__Directions for this task__. All of the material below is to be restated word for word, apart from the pictures.

>>>>>

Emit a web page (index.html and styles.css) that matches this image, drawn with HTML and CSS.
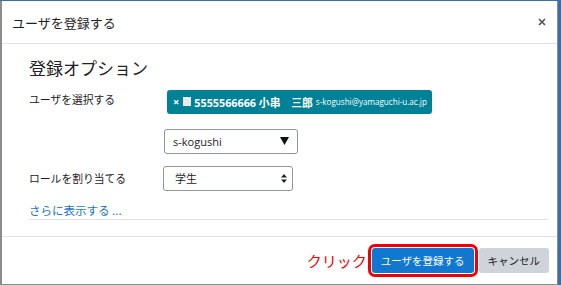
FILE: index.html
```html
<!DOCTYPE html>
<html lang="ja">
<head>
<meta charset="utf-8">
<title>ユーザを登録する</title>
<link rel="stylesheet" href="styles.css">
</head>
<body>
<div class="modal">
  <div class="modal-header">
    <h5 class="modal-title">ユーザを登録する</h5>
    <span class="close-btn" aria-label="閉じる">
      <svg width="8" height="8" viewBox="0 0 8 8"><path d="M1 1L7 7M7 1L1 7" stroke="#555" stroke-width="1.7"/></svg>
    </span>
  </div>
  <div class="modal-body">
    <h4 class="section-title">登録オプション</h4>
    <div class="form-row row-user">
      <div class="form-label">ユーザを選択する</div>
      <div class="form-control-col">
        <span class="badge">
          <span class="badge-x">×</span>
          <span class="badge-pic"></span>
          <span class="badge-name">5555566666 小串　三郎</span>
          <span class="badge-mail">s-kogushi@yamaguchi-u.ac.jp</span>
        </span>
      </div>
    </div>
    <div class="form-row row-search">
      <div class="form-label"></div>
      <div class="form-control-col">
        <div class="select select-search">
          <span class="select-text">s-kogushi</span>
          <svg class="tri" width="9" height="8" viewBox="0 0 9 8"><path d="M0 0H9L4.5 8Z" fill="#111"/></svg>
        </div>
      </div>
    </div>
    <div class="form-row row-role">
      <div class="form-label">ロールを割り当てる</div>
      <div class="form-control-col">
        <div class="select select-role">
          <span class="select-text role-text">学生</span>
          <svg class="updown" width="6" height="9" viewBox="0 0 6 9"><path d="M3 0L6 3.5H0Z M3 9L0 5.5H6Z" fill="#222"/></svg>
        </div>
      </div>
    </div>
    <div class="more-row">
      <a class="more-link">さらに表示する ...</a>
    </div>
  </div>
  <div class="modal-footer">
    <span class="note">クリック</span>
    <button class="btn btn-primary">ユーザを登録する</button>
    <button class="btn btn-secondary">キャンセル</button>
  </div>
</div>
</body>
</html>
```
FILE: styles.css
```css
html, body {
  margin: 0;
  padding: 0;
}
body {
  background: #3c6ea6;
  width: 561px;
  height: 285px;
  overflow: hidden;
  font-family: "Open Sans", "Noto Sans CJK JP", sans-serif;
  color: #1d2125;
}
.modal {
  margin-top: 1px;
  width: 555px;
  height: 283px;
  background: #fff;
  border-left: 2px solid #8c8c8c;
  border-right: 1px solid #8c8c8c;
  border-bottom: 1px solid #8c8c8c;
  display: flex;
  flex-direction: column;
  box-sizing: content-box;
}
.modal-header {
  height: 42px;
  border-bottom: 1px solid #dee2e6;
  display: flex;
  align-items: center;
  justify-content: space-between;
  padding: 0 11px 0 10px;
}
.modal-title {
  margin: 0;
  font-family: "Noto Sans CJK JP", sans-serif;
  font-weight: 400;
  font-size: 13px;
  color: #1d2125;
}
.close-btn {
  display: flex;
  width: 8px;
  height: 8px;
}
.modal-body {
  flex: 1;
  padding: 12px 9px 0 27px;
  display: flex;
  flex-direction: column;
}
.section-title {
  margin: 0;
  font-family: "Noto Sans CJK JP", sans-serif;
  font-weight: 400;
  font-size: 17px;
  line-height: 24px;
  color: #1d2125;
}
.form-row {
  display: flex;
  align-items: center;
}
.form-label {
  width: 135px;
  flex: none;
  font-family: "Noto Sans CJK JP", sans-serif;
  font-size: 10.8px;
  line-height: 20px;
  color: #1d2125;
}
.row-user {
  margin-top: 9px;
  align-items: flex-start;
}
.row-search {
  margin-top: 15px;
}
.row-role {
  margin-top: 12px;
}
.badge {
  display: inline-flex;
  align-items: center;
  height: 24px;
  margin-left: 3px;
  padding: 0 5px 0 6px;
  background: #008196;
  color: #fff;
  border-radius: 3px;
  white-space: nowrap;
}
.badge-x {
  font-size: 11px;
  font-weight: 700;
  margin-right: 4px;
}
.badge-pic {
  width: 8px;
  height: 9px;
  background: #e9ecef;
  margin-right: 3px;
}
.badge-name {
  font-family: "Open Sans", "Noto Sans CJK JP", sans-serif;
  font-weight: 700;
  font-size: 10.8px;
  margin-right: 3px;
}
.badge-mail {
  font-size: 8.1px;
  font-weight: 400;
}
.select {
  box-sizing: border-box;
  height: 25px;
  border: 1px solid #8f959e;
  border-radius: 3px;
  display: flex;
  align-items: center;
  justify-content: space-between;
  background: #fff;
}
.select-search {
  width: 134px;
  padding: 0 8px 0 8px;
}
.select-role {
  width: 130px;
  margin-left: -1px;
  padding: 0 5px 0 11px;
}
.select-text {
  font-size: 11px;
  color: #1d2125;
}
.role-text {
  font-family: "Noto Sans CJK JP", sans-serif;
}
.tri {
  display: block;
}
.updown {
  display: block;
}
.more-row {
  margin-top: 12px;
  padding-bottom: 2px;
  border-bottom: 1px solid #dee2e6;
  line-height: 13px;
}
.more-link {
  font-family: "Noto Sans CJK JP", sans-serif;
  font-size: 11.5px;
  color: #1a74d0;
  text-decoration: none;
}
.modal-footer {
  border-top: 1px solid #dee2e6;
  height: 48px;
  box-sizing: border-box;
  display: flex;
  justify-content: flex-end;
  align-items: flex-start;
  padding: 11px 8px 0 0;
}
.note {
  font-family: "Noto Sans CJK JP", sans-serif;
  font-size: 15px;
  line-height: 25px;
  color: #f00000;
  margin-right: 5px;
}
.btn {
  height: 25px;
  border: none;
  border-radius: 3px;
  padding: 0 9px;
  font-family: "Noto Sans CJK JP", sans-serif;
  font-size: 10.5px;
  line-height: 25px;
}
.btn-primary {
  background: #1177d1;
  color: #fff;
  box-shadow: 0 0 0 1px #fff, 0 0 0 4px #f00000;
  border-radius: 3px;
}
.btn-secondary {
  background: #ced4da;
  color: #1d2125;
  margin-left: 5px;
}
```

<<<<<

__Response to this exercise__.
Emit a web page (index.html and styles.css) that matches this image, drawn with HTML and CSS.
FILE: index.html
```html
<!DOCTYPE html>
<html lang="ja">
<head>
<meta charset="utf-8">
<title>ユーザを登録する</title>
<link rel="stylesheet" href="styles.css">
</head>
<body>
<div class="modal">
  <div class="modal-header">
    <h5 class="modal-title">ユーザを登録する</h5>
    <span class="close-btn" aria-label="閉じる">
      <svg width="8" height="8" viewBox="0 0 8 8"><path d="M1 1L7 7M7 1L1 7" stroke="#555" stroke-width="1.7"/></svg>
    </span>
  </div>
  <div class="modal-body">
    <h4 class="section-title">登録オプション</h4>
    <div class="form-row row-user">
      <div class="form-label">ユーザを選択する</div>
      <div class="form-control-col">
        <span class="badge">
          <span class="badge-x">×</span>
          <span class="badge-pic"></span>
          <span class="badge-name">5555566666 小串　三郎</span>
          <span class="badge-mail">s-kogushi@yamaguchi-u.ac.jp</span>
        </span>
      </div>
    </div>
    <div class="form-row row-search">
      <div class="form-label"></div>
      <div class="form-control-col">
        <div class="select select-search">
          <span class="select-text">s-kogushi</span>
          <svg class="tri" width="9" height="8" viewBox="0 0 9 8"><path d="M0 0H9L4.5 8Z" fill="#111"/></svg>
        </div>
      </div>
    </div>
    <div class="form-row row-role">
      <div class="form-label">ロールを割り当てる</div>
      <div class="form-control-col">
        <div class="select select-role">
          <span class="select-text role-text">学生</span>
          <svg class="updown" width="6" height="9" viewBox="0 0 6 9"><path d="M3 0L6 3.5H0Z M3 9L0 5.5H6Z" fill="#222"/></svg>
        </div>
      </div>
    </div>
    <div class="more-row">
      <a class="more-link">さらに表示する ...</a>
    </div>
  </div>
  <div class="modal-footer">
    <span class="note">クリック</span>
    <button class="btn btn-primary">ユーザを登録する</button>
    <button class="btn btn-secondary">キャンセル</button>
  </div>
</div>
</body>
</html>
```
FILE: styles.css
```css
html, body {
  margin: 0;
  padding: 0;
}
body {
  background: #3c6ea6;
  width: 561px;
  height: 285px;
  overflow: hidden;
  font-family: "Open Sans", "Noto Sans CJK JP", sans-serif;
  color: #1d2125;
}
.modal {
  margin-top: 1px;
  width: 555px;
  height: 283px;
  background: #fff;
  border-left: 2px solid #8c8c8c;
  border-right: 1px solid #8c8c8c;
  border-bottom: 1px solid #8c8c8c;
  display: flex;
  flex-direction: column;
  box-sizing: content-box;
}
.modal-header {
  height: 42px;
  border-bottom: 1px solid #dee2e6;
  display: flex;
  align-items: center;
  justify-content: space-between;
  padding: 0 11px 0 10px;
}
.modal-title {
  margin: 0;
  font-family: "Noto Sans CJK JP", sans-serif;
  font-weight: 400;
  font-size: 13px;
  color: #1d2125;
}
.close-btn {
  display: flex;
  width: 8px;
  height: 8px;
}
.modal-body {
  flex: 1;
  padding: 12px 9px 0 27px;
  display: flex;
  flex-direction: column;
}
.section-title {
  margin: 0;
  font-family: "Noto Sans CJK JP", sans-serif;
  font-weight: 400;
  font-size: 17px;
  line-height: 24px;
  color: #1d2125;
}
.form-row {
  display: flex;
  align-items: center;
}
.form-label {
  width: 135px;
  flex: none;
  font-family: "Noto Sans CJK JP", sans-serif;
  font-size: 10.8px;
  line-height: 20px;
  color: #1d2125;
}
.row-user {
  margin-top: 9px;
  align-items: flex-start;
}
.row-search {
  margin-top: 15px;
}
.row-role {
  margin-top: 12px;
}
.badge {
  display: inline-flex;
  align-items: center;
  height: 24px;
  margin-left: 3px;
  padding: 0 5px 0 6px;
  background: #008196;
  color: #fff;
  border-radius: 3px;
  white-space: nowrap;
}
.badge-x {
  font-size: 11px;
  font-weight: 700;
  margin-right: 4px;
}
.badge-pic {
  width: 8px;
  height: 9px;
  background: #e9ecef;
  margin-right: 3px;
}
.badge-name {
  font-family: "Open Sans", "Noto Sans CJK JP", sans-serif;
  font-weight: 700;
  font-size: 10.8px;
  margin-right: 3px;
}
.badge-mail {
  font-size: 8.1px;
  font-weight: 400;
}
.select {
  box-sizing: border-box;
  height: 25px;
  border: 1px solid #8f959e;
  border-radius: 3px;
  display: flex;
  align-items: center;
  justify-content: space-between;
  background: #fff;
}
.select-search {
  width: 134px;
  padding: 0 8px 0 8px;
}
.select-role {
  width: 130px;
  margin-left: -1px;
  padding: 0 5px 0 11px;
}
.select-text {
  font-size: 11px;
  color: #1d2125;
}
.role-text {
  font-family: "Noto Sans CJK JP", sans-serif;
}
.tri {
  display: block;
}
.updown {
  display: block;
}
.more-row {
  margin-top: 12px;
  padding-bottom: 2px;
  border-bottom: 1px solid #dee2e6;
  line-height: 13px;
}
.more-link {
  font-family: "Noto Sans CJK JP", sans-serif;
  font-size: 11.5px;
  color: #1a74d0;
  text-decoration: none;
}
.modal-footer {
  border-top: 1px solid #dee2e6;
  height: 48px;
  box-sizing: border-box;
  display: flex;
  justify-content: flex-end;
  align-items: flex-start;
  padding: 11px 8px 0 0;
}
.note {
  font-family: "Noto Sans CJK JP", sans-serif;
  font-size: 15px;
  line-height: 25px;
  color: #f00000;
  margin-right: 5px;
}
.btn {
  height: 25px;
  border: none;
  border-radius: 3px;
  padding: 0 9px;
  font-family: "Noto Sans CJK JP", sans-serif;
  font-size: 10.5px;
  line-height: 25px;
}
.btn-primary {
  background: #1177d1;
  color: #fff;
  box-shadow: 0 0 0 1px #fff, 0 0 0 4px #f00000;
  border-radius: 3px;
}
.btn-secondary {
  background: #ced4da;
  color: #1d2125;
  margin-left: 5px;
}
```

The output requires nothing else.